BROOKLYN (Jan. 20, 2010) – Born with boxing flowing through his veins, 14-year-old prodigy Sherif “Sugar Boy” Younan, Jr. could turnout to be the struggling sports savior in a few more years, based on his increased dominance in the amateurs, where he has captured too many championship belts (15), trophies (15) and medals (30) to fit into one room.
Younan recently captured top honors in the 165-pound division of the Northeast Regional Silver Gloves Tournament, qualifying for his fourth straight trip to The Nationals (Feb. 3-6 in Independence, Missouri), where he’s been a 3-time winner in three different weight classes. It’s been difficult enough keeping track of how many national and regional tournaments he’s won as a junior boxer.
(Photo of Sherif Younan Jr. by Robert Allen)
His father, Sherif, has been his coach since The Phenom first entered a gym to celebrate his second birthday. His cake was in the shape
of boxing gloves and another New York City trainer, Colin Morgan, gave the youngster a baby heavy bag as a gift.
Despite his youth, the Utrechet High freshman (in Brooklyn) is far from a boy among men at the Coney Island Gym, where he regularly trains and often spars with established professionals such as former IBF light welterweight champion Paulie Malignaggi,
who Sherif’s father now serves as head trainer, Danny Jacobs, Jr., Curtis Stevens, Joe Greene, 2008 U.S. Olympian Sadam Ali, and Gary Starks, Jr., among the more notables.
“My son has been blessed by God,” the elder Sherif attributed his son’s skills. “We saw it, star quality as a boxer, when he was just a baby. He loved boxing from the first day in the gym. He started boxing competitively when he was only 8 years old in the 80-85 pound class. Last year, he fought at 139 pounds in The Nationals and now he’s at 165. He keeps winning as he grows. Someday, I think he’ll be a champion light heavyweight, if not a heavyweight.
“I think Sherif is like a young Roy Jones, Jr. – quick hands, great footwork and more power as he ages. He’s kind of a cross between a young Roy and Floyd Mayweather, Jr. His defense is real good and he throws a lot of punches. We have a great team and one guy who has really helped is Mario Boxing 360), a good friend and advisor who has shown a lot of support and love for my son. We don’t know exactly where we’re going, yet, but Mario will be one of the key guys guiding my son’s career. He’s going all of the way with us and we want to thank him for being in our corner.”
Sherif, unfortunately, falls one month shy of being old enough to qualify for the 2012 U.S. Olympic Boxing Team, which leaves Team Younan with what can only be described as a great problem – wait for the 2016 Olympics or turn pro at 17.

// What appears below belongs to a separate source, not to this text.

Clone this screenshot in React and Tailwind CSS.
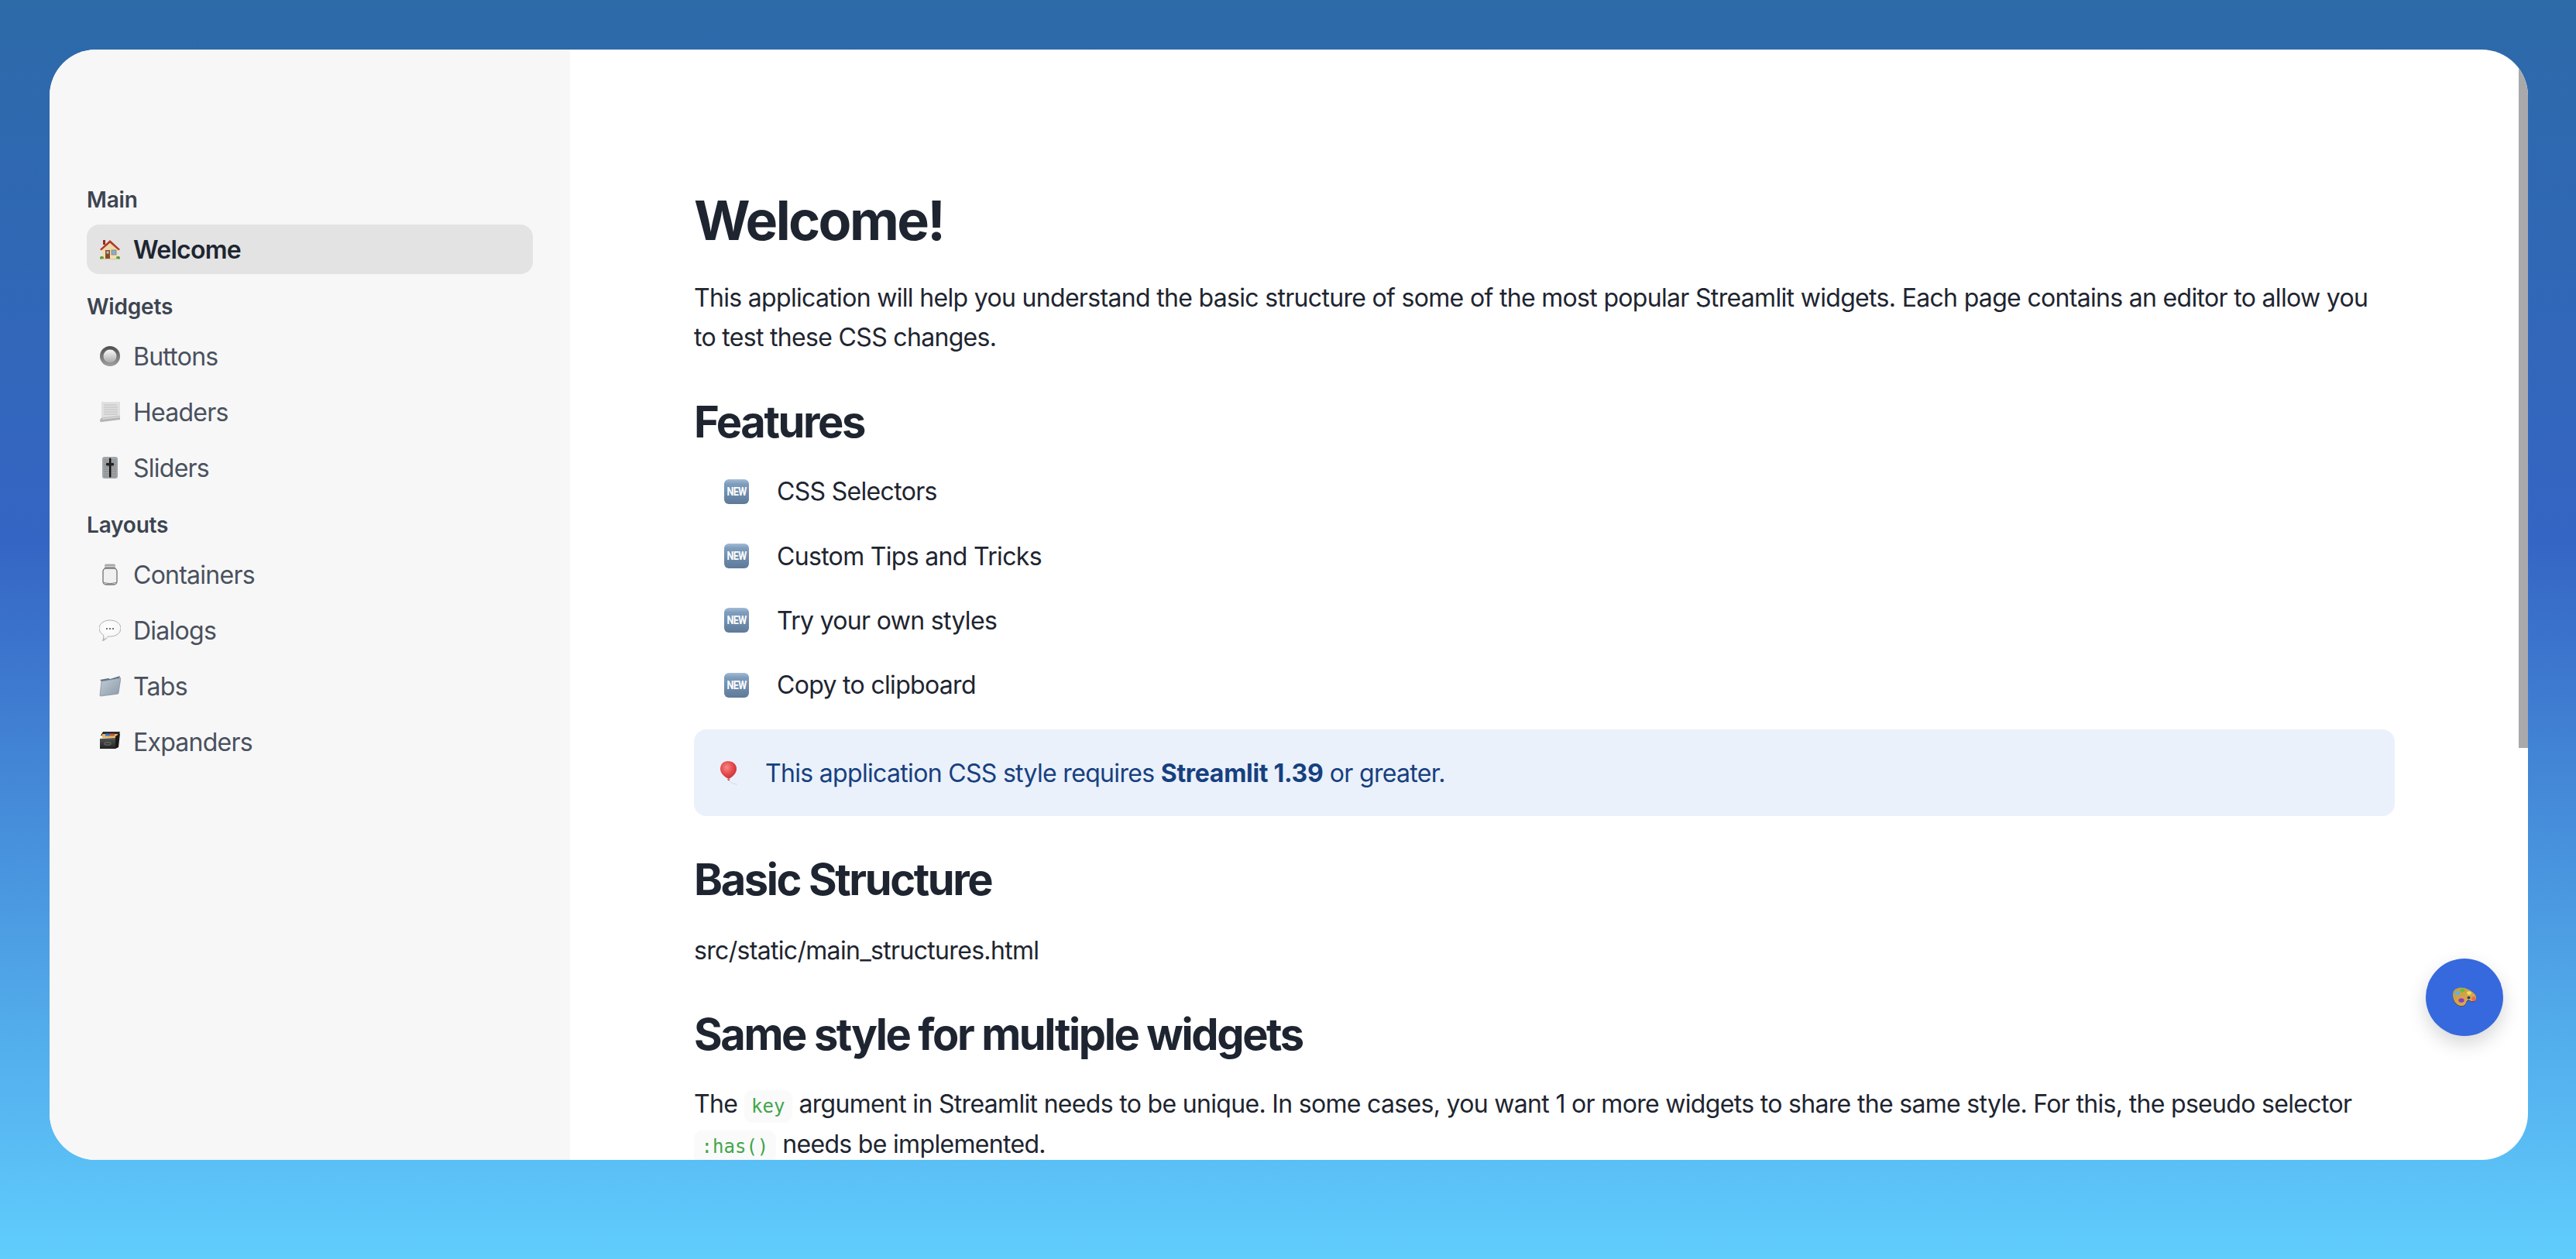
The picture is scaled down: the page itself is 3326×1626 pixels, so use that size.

“I love boxing,” the man-child remarked between training sessions. “I’ve learned so much being around pros in the gym — Paulie everyday, Curtis a lot, and Sadam is like my big brother. I never get tired of winning and I’m always in a rush to get my next belt. An Olympic gold medal has always been my dream, but I’ll leave that (waiting for 2016 or turning pro) to my father and Mario (Boxing 360).
“Being trained by my father has been great. Mario (Boxing 360) is family; I gave him my winning medal from last year’s National PAL Tournament in appreciation for what he’s done for me.
“You know, if I were fighting myself, I’d run. My best punch is a left hook to the body; nobody can take it. I do throw a lot of punches, all precision punches – I hit ‘em right and don’t waste any.”
Sherif’s father/coach isn’t concerned with the decision he and his team will have to eventually make in a couple of years, regarding the Olympics or turning pro. No real concern right now because they have another tournament to dominate later this month at the 2010 National Silver Gloves.
“I just know that my son is going to be a real star in boxing,” the Egyptian native concluded. “He’ll only be 19 for the 2016 Olympics, but, then again, a lot of the Cuban and Russian (amateur) fighters are in their thirties. A lot of top pros didn’t box in the Olympics – Mike Tyson, Zab Judah and others. Winning an Olympic gold medal has always been my son’s dream, but turning pro at 17 instead of waiting
around for 2016 is going to be tempting. It is what it is. We’ll see.”